But the rainwater pools anyway. Virtually all of South Florida is only a few feet above sea level. “They elevated the runway,” Mr. Gottlieb says, “but all the terminals …” he pauses, exasperated. “Obviously, if we had a major deluge – this is a flood area.”

It has become increasingly commonplace for politicians at every level of U.S. government – from small-town mayors to the President himself – to describe climate change as the single most important challenge of the coming century. Such rhetoric is buoyed by myriad crises, from sinking land mass in southern Louisiana to historic droughts in California. In low-lying Florida, the culprit is the rising sea level. Should the ocean crawl just one more foot up the edges of this peninsula – something that’s projected to happen in the next two decades, by some estimates – most of the canal systems that keep the saltwater out of the area’s drinking wells would cease to function. A few more feet, and entire towns suddenly turn neo-Venetian, the roads flooded, the infrastructure almost impossible to salvage.

But beyond the dire warnings, something else is happening in South Florida. Here, for the first time in North America, the conversation is no longer just about what climate-change countermeasures or conservation initiatives to pursue – taking shorter showers or subsidizing electric cars. It’s about a much more existential question: What if it’s too late?

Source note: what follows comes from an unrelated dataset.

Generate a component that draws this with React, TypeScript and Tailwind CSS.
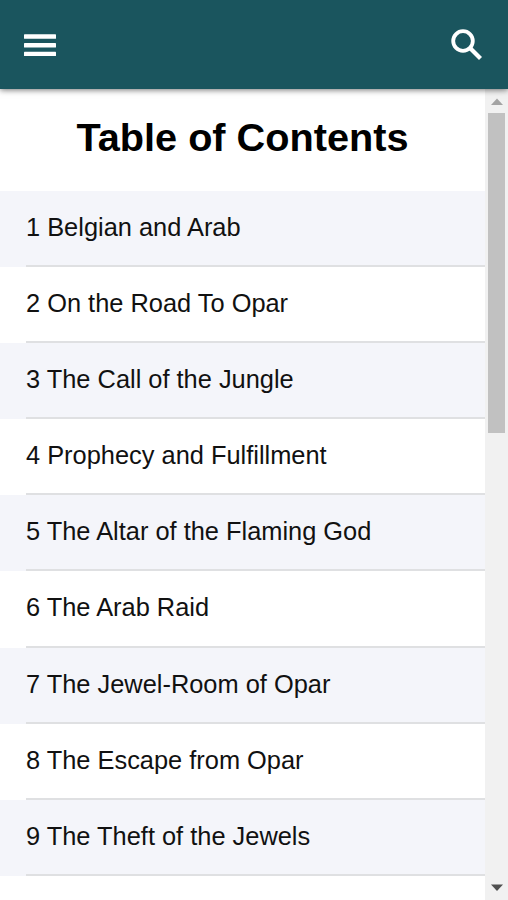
const chapters = [
  'Belgian and Arab', 'On the Road To Opar', 'The Call of the Jungle',
  'Prophecy and Fulfillment', 'The Altar of the Flaming God', 'The Arab Raid',
  'The Jewel-Room of Opar', 'The Escape from Opar', 'The Theft of the Jewels',
];

export default function App() {
  return (
    <div className="flex h-[900px] w-[508px] flex-col overflow-hidden bg-white font-['Liberation_Sans',Arial,sans-serif] text-black">
      <header className="relative z-10 flex h-[89px] shrink-0 items-center justify-between bg-[#1a555e] pl-6 pr-[25px] text-white shadow-[0_1px_6px_rgba(0,0,0,0.55)]">
        <button aria-label="Menu">
          <svg width="32" height="24" viewBox="0 0 32 24" fill="currentColor">
            <rect y="1.2" width="32" height="4.6" rx="0.6" />
            <rect y="10" width="32" height="4.6" rx="0.6" />
            <rect y="18.7" width="32" height="4.4" rx="0.6" />
          </svg>
        </button>
        <button aria-label="Search">
          <svg width="32" height="32" viewBox="0 0 32 32" fill="none" stroke="currentColor">
            <circle cx="12" cy="12" r="9.8" strokeWidth="3.8" />
            <path d="M19 19l10.5 10.6" strokeWidth="4.2" />
          </svg>
        </button>
      </header>
      <div className="flex min-h-0 flex-1">
        <main className="flex-1 overflow-hidden">
          <h1 className="flex h-[102px] items-center justify-center pb-[4px] text-[39.7px] font-bold">Table of Contents</h1>
          <ol>
            {chapters.map((title, i) => (
              <li key={title} className="h-[76.1px] pl-[26px] odd:bg-[#f4f5fa]">
                <div className="flex h-full items-center border-b-2 border-[#dfe0e2] pb-[2px] text-[25.4px] text-[#111]">{i + 1} {title}</div>
              </li>
            ))}
          </ol>
        </main>
        <aside className="flex w-[23px] shrink-0 flex-col items-center bg-[#f1f1f1]">
          <svg className="h-6 w-[23px] shrink-0" viewBox="0 0 23 24"><path d="M6 16l6-6.5 6 6.5z" fill="#a3a3a3" /></svg>
          <div className="h-[320px] w-[17px] bg-[#c1c1c1]" />
          <svg className="mt-auto h-6 w-[23px] shrink-0" viewBox="0 0 23 24"><path d="M6 8.5l6 6.5 6-6.5z" fill="#505050" /></svg>
        </aside>
      </div>
    </div>
  );
}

Scientists are starting to suggest that, in the long run, much of South Florida cannot be saved and that policymakers should begin planning for how to best deal with a massive northward exodus in the coming decades, as some of the most iconic real estate on the continent begins to succumb to the sea.

“Sooner or later, this city, as you see it right now, won’t be like this,” says Henry Briceño, a water-quality researcher at Florida International University. “Miami and the whole of South Florida is not going to be like this any more. So we have to develop a way to plan and supply services in a changing scenario, and that’s not easy. And then, sooner or later, we’ll have to move. Most of the population will have to move.”

Imagine a prohibition on fossil fuels, effective tomorrow. Every gas-guzzler off the road; every coal plant shuttered; every source of greenhouse-gas emissions brought under control.

Even then, by some estimates, the atmosphere would experience residual warming for another 30 years. That, in turn, would continue to heat the oceans for about another century. The warming ocean would melt the ice-packs in Greenland and Antarctica. And, finally, those melting masses of ice would raise the sea level.

“We’ve missed the boat, so to speak, on stopping serious warming in a way so we can turn it around real quick,” says Harold Wanless, chair of the department of geological sciences at the University of Miami. “That’s gone, we’ve warmed the ocean too much. So we’re in for it now.”

Very few people in Florida have spoken as passionately – or for so many years – as Prof. Wanless about what the irreversible mechanics of rising sea levels are likely to do to the southern half of this state. The son of a geologist, he has been talking to anyone who’ll listen – community organizations, high schools, even the religious TV program The 700 Club – since the early 1980s.

Back then, projections estimated that sea levels would rise by about four feet by the end of the coming century. Today, that number is in the low to middle segment of U.S. government projections, which run as high as six feet.

“That’s going to eliminate living on all the barrier islands of the world,” he says. “It’s going to inundate major portions of the coastal delta in China, India, the U.S. and elsewhere. That’s where a huge amount of agriculture is.”

At six feet of sea-level rise, roughly half of Miami-Dade County will be under water. Given the impact such land loss would have on vital infrastructure, it may well render the area totally uninhabitable.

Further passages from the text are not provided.